--- START OF PROVIDED DATA ---

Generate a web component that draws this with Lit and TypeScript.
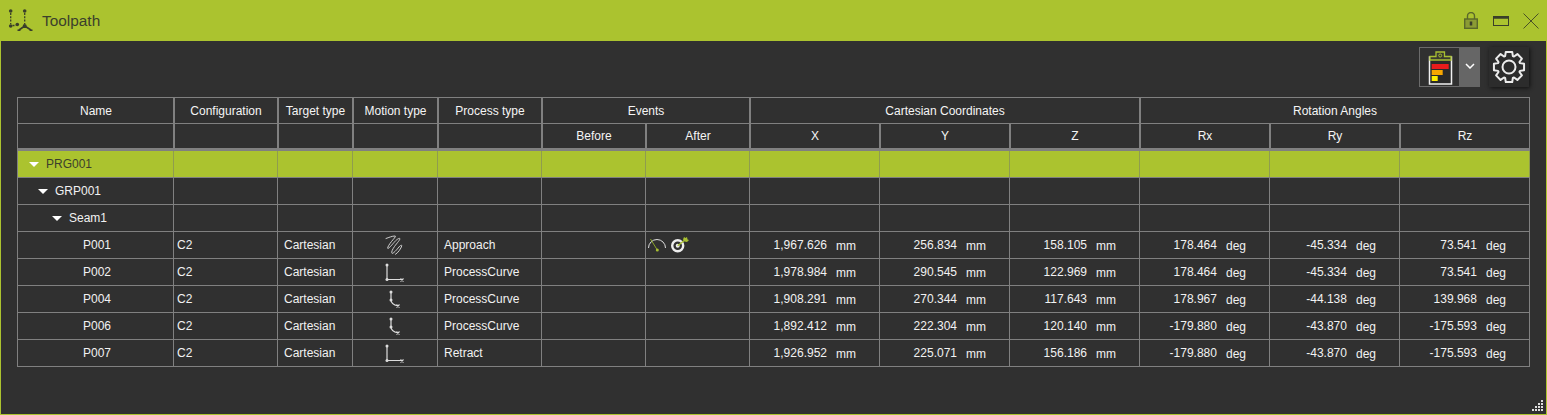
import { LitElement, html, css, svg } from "lit";
import { customElement } from "lit/decorators.js";

const cols = [156, 104, 75, 85, 104, 104, 104, 130, 130, 130, 130, 130, 130];

const pathLine = svg`<path d="M3 3V17.500H18" fill="none" stroke="#ddd" stroke-width="1.200"/><circle cx="3" cy="3" r="1.500" fill="#ddd"/><circle cx="3" cy="17.500" r="1.500" fill="#ddd"/><path d="M16.500 16.500l3 3M19.500 16.500l-3 3" stroke="#ddd" stroke-width="1.100"/>`;
const pathCurve = svg`<path d="M7 3V11C7 14 10 16 14 17" fill="none" stroke="#ddd" stroke-width="1.200"/><circle cx="7" cy="3" r="1.500" fill="#ddd"/><circle cx="7" cy="11" r="1.500" fill="#ddd"/><path d="M12.500 15.500l3 3M15.500 15.500l-3 3" stroke="#ddd" stroke-width="1.100"/>`;
const pathZig = svg`<path d="M2 3.500C5 2.500 8 1 11 1C12.500 1 10 3.500 7.500 6.500C5.500 9 3.500 12 3.700 13.300C4 14.300 7 11 10 7.500C12 5 15 2.800 15.800 3.500C16.500 4.500 13 8 10.500 11.500C8.500 14.300 7 17.500 8 18.300C9 19 13 14.500 15 12C16.300 10.300 18 9.500 17.700 11C17.300 13 14 18 11.500 19.300" fill="none" stroke="#cfcfcf" stroke-width="1" stroke-linejoin="round" stroke-linecap="round"/>`;

function gearPath(): string {
  const cx = 17, cy = 17, root = 11.6, tip = 15.4;
  const pts: string[] = [];
  for (let i = 0; i < 8; i++) {
    const a = -Math.PI / 2 + (i * Math.PI) / 4;
    const seq: [number, number][] = [[root, -0.34], [tip, -0.21], [tip, 0.21], [root, 0.34]];
    for (const [r, d] of seq) {
      pts.push(`${(cx + r * Math.cos(a + d)).toFixed(2)} ${(cy + r * Math.sin(a + d)).toFixed(2)}`);
    }
  }
  return "M" + pts.join("L") + "Z";
}

const rows = [
  ["P001","C2","Cartesian","zig","Approach",true,"1,967.626","256.834","158.105","178.464","-45.334","73.541"],
  ["P002","C2","Cartesian","line","ProcessCurve",false,"1,978.984","290.545","122.969","178.464","-45.334","73.541"],
  ["P004","C2","Cartesian","curve","ProcessCurve",false,"1,908.291","270.344","117.643","178.967","-44.138","139.968"],
  ["P006","C2","Cartesian","curve","ProcessCurve",false,"1,892.412","222.304","120.140","-179.880","-43.870","-175.593"],
  ["P007","C2","Cartesian","line","Retract",false,"1,926.952","225.071","156.186","-179.880","-43.870","-175.593"],
] as const;

@customElement("app-root")
export class AppRoot extends LitElement {
  static styles = css`
    :host { display: block; width: 1547px; height: 415px; box-sizing: border-box; font-family: "Liberation Sans", Arial, sans-serif; background: #303030; color: #f2f2f2; overflow: hidden; position: relative; border: 1px solid #abc32f; border-top: 0; }
    .title { height: 41px; margin: 0 -1px; background: #abc32f; display: flex; align-items: center; padding: 0 8px; gap: 8px; color: #3b3f2c; font-size: 15.4px; }
    .title .sp { flex: 1; }
    .winbtns { display: flex; align-items: center; gap: 14px; }
    .lock { margin-right: 1px; }
    .tools { height: 56px; display: flex; justify-content: flex-end; align-items: flex-start; gap: 9px; padding: 6px 17px 0 0; box-sizing: border-box; }
    .split { display: flex; width: 61px; height: 40px; box-sizing: border-box; border: 1px solid #6b6b6b; }
    .split .main { width: 39px; display: flex; align-items: center; justify-content: center; }
    .split .arrow { flex: 1; background: #666; display: flex; align-items: center; justify-content: center; margin: -1px -1px -1px 0; padding-bottom: 2px; box-sizing: border-box; }
    .gear { width: 40px; height: 40px; background: #2c2c2c; box-shadow: 1px 1px 4px #111; display: flex; align-items: center; justify-content: center; }
    .table { margin-left: 16px; width: 1513px; box-sizing: border-box; border-top: 1px solid #808080; border-left: 1px solid #808080; font-size: 12px; }
    .row { display: flex; height: 27px; box-sizing: border-box; border-bottom: 1px solid #808080; }
    .hrow { height: 26px; }
    .hrow.h2 { height: 24px; border-bottom: 0; }
    .sep { height: 3px; background: #808080; }
    .c { box-sizing: border-box; border-right: 1px solid #808080; display: flex; align-items: center; overflow: hidden; white-space: nowrap; flex: none; }
    .h { justify-content: center; color: #f5f5f5; padding-left: 1px; overflow: visible; box-shadow: 1px 0 0 #808080; }
    .h:last-child { box-shadow: none; }
    .l3 { padding-left: 3px; }
    .l6 { padding-left: 6px; }
    .ctr { justify-content: center; }
    .hl { background: #abc32f; color: #3b3f2c; }
    .hl .c { border-right-color: #8f9c4e; }
    .tree { gap: 7px; }
    .tri { width: 0; height: 0; border-left: 5px solid transparent; border-right: 5px solid transparent; border-top: 5px solid #fff; }
    .t0 { padding-left: 11px; }
    .t1 { padding-left: 20px; }
    .t2 { padding-left: 34px; }
    .t3 { padding-left: 65px; }
    .val { display: flex; justify-content: flex-end; align-items: center; width: 100%; padding-right: 23px; box-sizing: border-box; gap: 9px; }
    .unit { padding-top: 2px; }
    .ev { padding-left: 1px; gap: 4px; }
    .grip { position: absolute; right: 2px; bottom: 2px; }
  `;

  private cell(i: number, span = 1) {
    let w = 0;
    for (let k = i; k < i + span; k++) w += cols[k];
    return `width:${w}px`;
  }

  private empties(from: number, to = cols.length) {
    const out = [];
    for (let i = from; i < to; i++) out.push(html`<div class="c" style=${this.cell(i)}></div>`);
    return out;
  }

  private hempties(from: number, to: number) {
    const out = [];
    for (let i = from; i < to; i++) out.push(html`<div class="c h" style=${this.cell(i)}></div>`);
    return out;
  }

  private icon(k: string) {
    const p = k === "zig" ? pathZig : k === "line" ? pathLine : pathCurve;
    return html`<svg width="22" height="20" viewBox="0 0 22 20">${p}</svg>`;
  }

  render() {
    return html`
      <div class="title">
        <svg width="26" height="25" viewBox="0 0 26 25" fill="#3a3f2a">
          <circle cx="2.700" cy="3" r="1.800"/><circle cx="16.700" cy="3" r="1.800"/><circle cx="2.700" cy="18" r="1.800"/><circle cx="9.300" cy="16.500" r="1.800"/><circle cx="16.700" cy="18" r="2"/>
          <path d="M2.700 5V16M16.700 5V16M4.500 17.500H8" stroke="#3a3f2a" stroke-width="1.300" stroke-dasharray="2 1.300" fill="none"/>
          <path d="M16.700 18L11 22M16.700 18L23 22M9.500 22.300H12.500M21.500 22.300H24.500" stroke="#3a3f2a" stroke-width="1.600" fill="none"/>
        </svg>
        <span>Toolpath</span>
        <span class="sp"></span>
        <div class="winbtns">
          <svg class="lock" width="14" height="17" viewBox="0 0 14 17" fill="none" stroke="#5a682a" stroke-width="1.400"><path d="M3.500 7V4a3.500 3.500 0 0 1 7 0V7"/><rect x=".7" y="7" width="12.600" height="9.300" fill="#8b9c34"/><path d="M7 9.500v4" stroke="#3a3f2a" stroke-width="2.500"/></svg>
          <svg width="16" height="10" viewBox="0 0 16 10" fill="none" stroke="#3a3f2a" stroke-width="1"><rect x=".5" y=".5" width="15" height="9"/><path d="M0 1.500h16" stroke-width="2.500"/></svg>
          <svg width="16" height="16" viewBox="0 0 16 16" stroke="#4a5226" stroke-width="1"><path d="M.5.5l15 15M15.500.5l-15 15"/></svg>
        </div>
      </div>
      <div class="tools">
        <div class="split">
          <div class="main">
            <svg width="26" height="36" viewBox="0 0 26 36">
              <rect x="2.500" y="8" width="22" height="27" fill="#2a2a2a" stroke="#f0f0f0" stroke-width="1.500"/>
              <path d="M3 11V7.500H9V3H17.500V7.500H24V11Z" fill="#3a3a30" stroke="#a8bf32" stroke-width="1.300"/>
              <circle cx="13.200" cy="6.500" r="1.500" fill="none" stroke="#a8bf32"/>
              <rect x="4.700" y="15" width="17" height="5" fill="#e81c1c"/><rect x="4.700" y="21" width="11" height="5" fill="#f7a600"/><rect x="4.700" y="27" width="6" height="5" fill="#ffee00"/>
            </svg>
          </div>
          <div class="arrow"><svg width="10" height="6" viewBox="0 0 10 6" fill="none" stroke="#fff" stroke-width="1.500"><path d="M1 1l4 4 4-4"/></svg></div>
        </div>
        <div class="gear">
          <svg width="34" height="34" viewBox="0 0 34 34" fill="none" stroke="#ececec" stroke-width="2" stroke-linejoin="round">
            <path d=${gearPath()}/>
            <circle cx="17" cy="17" r="6.500"/>
          </svg>
        </div>
      </div>
      <div class="table">
        <div class="row hrow">
          ${["Name","Configuration","Target type","Motion type","Process type"].map((t,i)=>html`<div class="c h" style=${this.cell(i)}>${t}</div>`)}
          <div class="c h" style=${this.cell(5,2)}>Events</div>
          <div class="c h" style=${this.cell(7,3)}>Cartesian Coordinates</div>
          <div class="c h" style=${this.cell(10,3)}>Rotation Angles</div>
        </div>
        <div class="row hrow h2">
          ${this.hempties(0,5)}
          ${["Before","After","X","Y","Z","Rx","Ry","Rz"].map((t,i)=>html`<div class="c h" style=${this.cell(i+5)}>${t}</div>`)}
        </div>
        <div class="sep"></div>
        <div class="row hl"><div class="c tree t0" style=${this.cell(0)}><span class="tri"></span>PRG001</div>${this.empties(1)}</div>
        <div class="row"><div class="c tree t1" style=${this.cell(0)}><span class="tri"></span>GRP001</div>${this.empties(1)}</div>
        <div class="row"><div class="c tree t2" style=${this.cell(0)}><span class="tri"></span>Seam1</div>${this.empties(1)}</div>
        ${rows.map(r=>html`<div class="row">
          <div class="c t3" style=${this.cell(0)}>${r[0]}</div>
          <div class="c l3" style=${this.cell(1)}>${r[1]}</div>
          <div class="c l6" style=${this.cell(2)}>${r[2]}</div>
          <div class="c ctr" style=${this.cell(3)}>${this.icon(r[3])}</div>
          <div class="c l6" style=${this.cell(4)}>${r[4]}</div>
          <div class="c" style=${this.cell(5)}></div>
          <div class="c ev" style=${this.cell(6)}>${r[5]?html`
            <svg width="20" height="16" viewBox="0 0 20 16" fill="none"><path d="M1.500 11A8.500 8.500 0 0 1 18.500 11" stroke="#ddd" stroke-width="1"/><path d="M3.500 2L10.300 13" stroke="#8aa52a" stroke-width="1"/><circle cx="10.300" cy="13" r="1.500" fill="#a8bf32"/></svg>
            <svg width="20" height="16" viewBox="0 0 20 16" fill="none"><circle cx="6.700" cy="8.700" r="5.500" stroke="#eee" stroke-width="2.400"/><circle cx="6.700" cy="8.700" r="2" fill="#eee"/><path d="M6.700 8.700L14 3" stroke="#a8bf32" stroke-width="1.300"/><path d="M12 2.500l1-2.500 1.500 1 1.500-1 .5 2.500 1.500.5-2 2-2.500-.5z" fill="#a8bf32"/></svg>`:""}</div>
          ${[6,7,8].map((k,i)=>html`<div class="c" style=${this.cell(i+7)}><span class="val">${r[k]}<span class="unit">mm</span></span></div>`)}
          ${[9,10,11].map((k,i)=>html`<div class="c" style=${this.cell(i+10)}><span class="val">${r[k]}<span class="unit">deg</span></span></div>`)}
        </div>`)}
      </div>
      <svg class="grip" width="12" height="12" viewBox="0 0 12 12" fill="#ddd">
        ${[[9,0],[9,3],[6,3],[9,6],[6,6],[3,6],[9,9],[6,9],[3,9],[0,9]].map(([x,y])=>svg`<rect x=${x} y=${y} width="2" height="2"/>`)}
      </svg>
    `;
  }
}
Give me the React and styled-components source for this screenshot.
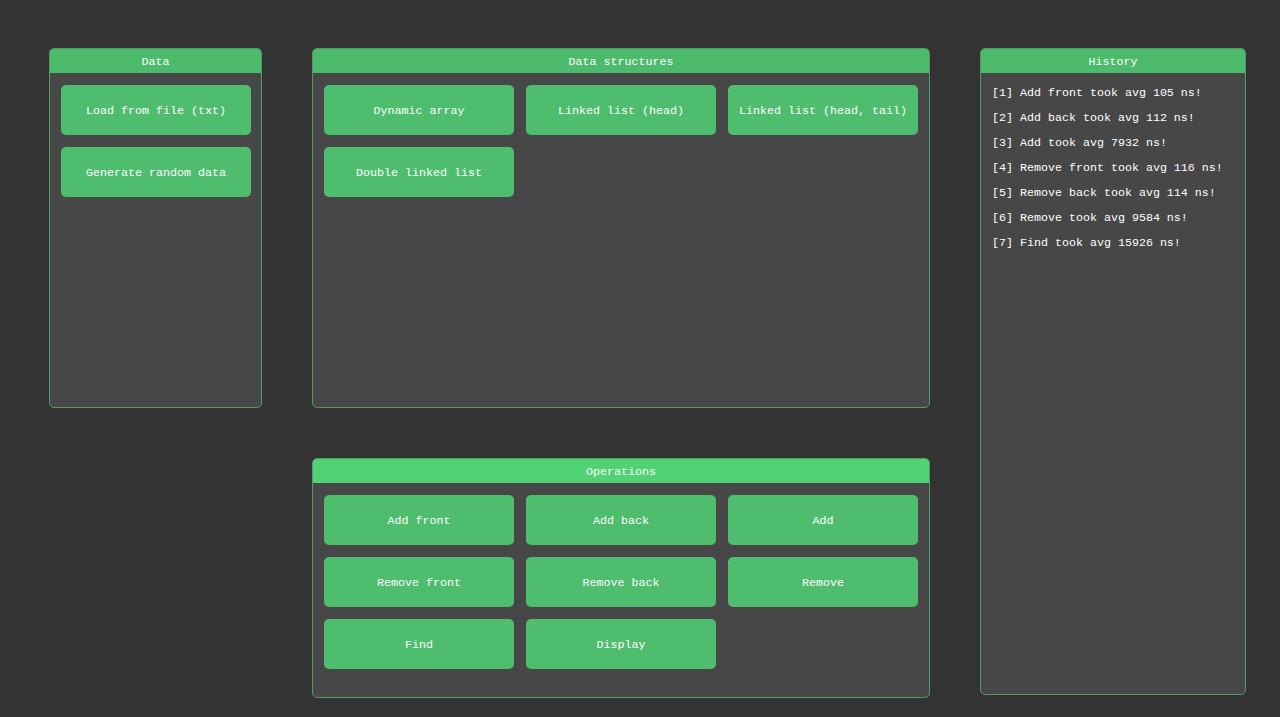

--- END OF PROVIDED DATA ---

WORK INSTRUCTIONS: Make an exact copy of the lines from the top of the material through the line with "3.500C5 2.500 8", pictures excluded.

TASK RESPONSE:
Generate a web component that draws this with Lit and TypeScript.
import { LitElement, html, css, svg } from "lit";
import { customElement } from "lit/decorators.js";

const cols = [156, 104, 75, 85, 104, 104, 104, 130, 130, 130, 130, 130, 130];

const pathLine = svg`<path d="M3 3V17.500H18" fill="none" stroke="#ddd" stroke-width="1.200"/><circle cx="3" cy="3" r="1.500" fill="#ddd"/><circle cx="3" cy="17.500" r="1.500" fill="#ddd"/><path d="M16.500 16.500l3 3M19.500 16.500l-3 3" stroke="#ddd" stroke-width="1.100"/>`;
const pathCurve = svg`<path d="M7 3V11C7 14 10 16 14 17" fill="none" stroke="#ddd" stroke-width="1.200"/><circle cx="7" cy="3" r="1.500" fill="#ddd"/><circle cx="7" cy="11" r="1.500" fill="#ddd"/><path d="M12.500 15.500l3 3M15.500 15.500l-3 3" stroke="#ddd" stroke-width="1.100"/>`;
const pathZig = svg`<path d="M2 3.500C5 2.500 8 1 11 1C12.500 1 10 3.500 7.500 6.500C5.500 9 3.500 12 3.700 13.300C4 14.300 7 11 10 7.500C12 5 15 2.800 15.800 3.500C16.500 4.500 13 8 10.500 11.500C8.500 14.300 7 17.500 8 18.300C9 19 13 14.500 15 12C16.300 10.300 18 9.500 17.700 11C17.300 13 14 18 11.500 19.300" fill="none" stroke="#cfcfcf" stroke-width="1" stroke-linejoin="round" stroke-linecap="round"/>`;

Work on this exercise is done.